From an analytical standpoint, it doesn’t help that there is a kernel of truth to most of the available interpretations. Yes, North Korea would cheerfully force an end to President Barack Obama’s policy of strategic patience, the admission that, given North Korean intransigence since the failed U.S.–North Korea Leap Day agreement of 2012, the U.S. government’s limited reserves of diplomatic time and personnel can be more effectively deployed elsewhere.
And yes, Pyongyang has surely concluded by now that August’s inter-Korean diplomatic dance — set off by a land mine that maimed two South Korean staff sergeants along the demilitarized zone and ended with an agreement signed between the two governments — yielded nothing of substance. Nothing, that is, except perhaps the death of one of North Korea’s erstwhile point men on inter-Korean matters, Kim Yang Gon, who on Dec. 29 was reported as having died in a Pyongyang car accident earlier that month.
And of course, whatever perceived or real slight incited North Korean officials to recall Supreme Leader Kim Jong Un’s court orchestra from China just hours before it was due to perform there on Dec. 12 may have persuaded him to sign off on final preparations for the test on Dec. 15. In the Chinese and South Korean media, a broad crack that developed Wednesday morning in a school playground in Yanji — a visible result of the nuclear test happening just 60 miles away — quickly came to symbolize the popular but likely baseless notion that Chinese patience with its headstrong ally is finally running out.
Of course, any country cultivating a nuclear weapons program must test its wares with some regularity to ensure that they function and to bring that functionality to the attention of friend and foe alike. For the North Korean government, nuclear weapons are not the bargaining chip they once were. Rather, they are a means of defense against external enemies and plausibly a salable asset.
But internal circumstances in North Korea are more intriguing than all this — and potentially more relevant. The nuclear test takes place as North Korea begins a year that it hopes will be an auspicious one. In May the ruling Korean Workers’ Party will hold its seventh Party Congress, the first one in 26 years. As Kim wrote on the Dec. 15 nuclear test order, 2016 must therefore be a year of “victory and glory.” As he declared, why not start it off with a “stirring boom”?

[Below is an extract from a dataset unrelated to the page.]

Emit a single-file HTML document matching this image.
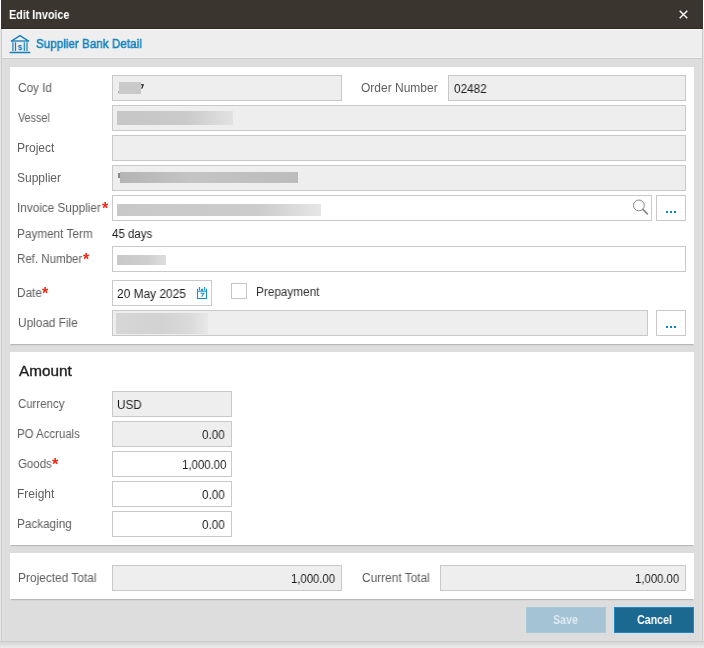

What comes next is uncertain, but the past offers some basis for prediction. South Korea has already declared that it will resume loudspeaker propaganda broadcasts along the Demilitarized Zone on Jan. 8 — not coincidentally, Kim’s birthday. The United Nations Security Council will in due course pass a resolution criticizing North Korea and facilitating additional sanctions on the country. The U.S. Treasury Department will doubtless follow suit with a fresh round of measures putting pressure on North Korean state lines of credit and transaction facilities.
Meanwhile, North Korea’s annual winter military exercises have been lent the semblance of high stakes. At some point in late February or March, regular U.S.–South Korean military exercises will take place in South Korea, and the North Korean government will easily spin them, as it has before, into the imminent threat of invasion. With the birthdays of Kim Jong Un’s late father, Kim Jong Il, on Feb. 16 and grandfather Kim Il Sung on April 15, by May, much of the country will have been whipped into a nationalist fervor, and we may find it treated to a missile launch to accompany the seventh Party Congress.
All of this will play quite well in some quarters. As has been written elsewhere, North Koreans, especially those in the capital, recognize the right and even the necessity of the country’s drive for nuclear weapons, and plenty of people take pride in their country’s scientific and technical achievements in the face of adversity. A round of interviews with regular citizens broadcast on state television after the nuclear test was clearly scripted — one woman flubbed her lines completely — but the message therein, that the test was a source of pride and delight worthy of any and all material sacrifices that had to be made, certainly resonates.
In the provinces, meanwhile, where food is distributed intermittently or not at all and life for most remains a slog, there is less of a ready market for the regime’s coarse mixture of modernizing rhetoric and jingoistic nationalism. There the government’s strategy of noninterference in market activities is more important than nuclear tests in sustaining tacit support. According to a Daily NK source in South Pyongan province, when the employees in a local factory were ordered to gather for the televised special report announcing the nuclear test, some workers mused that it might bring news of Kim Jong Un’s death instead.
The constituency of Pyongyang residents, ruling Workers’ Party officials and privileged others is the one group that Kim’s government must placate, for they are the ones who facilitate and implement his government’s rule across the board. For now, at least, there is no indication that Kim is losing them.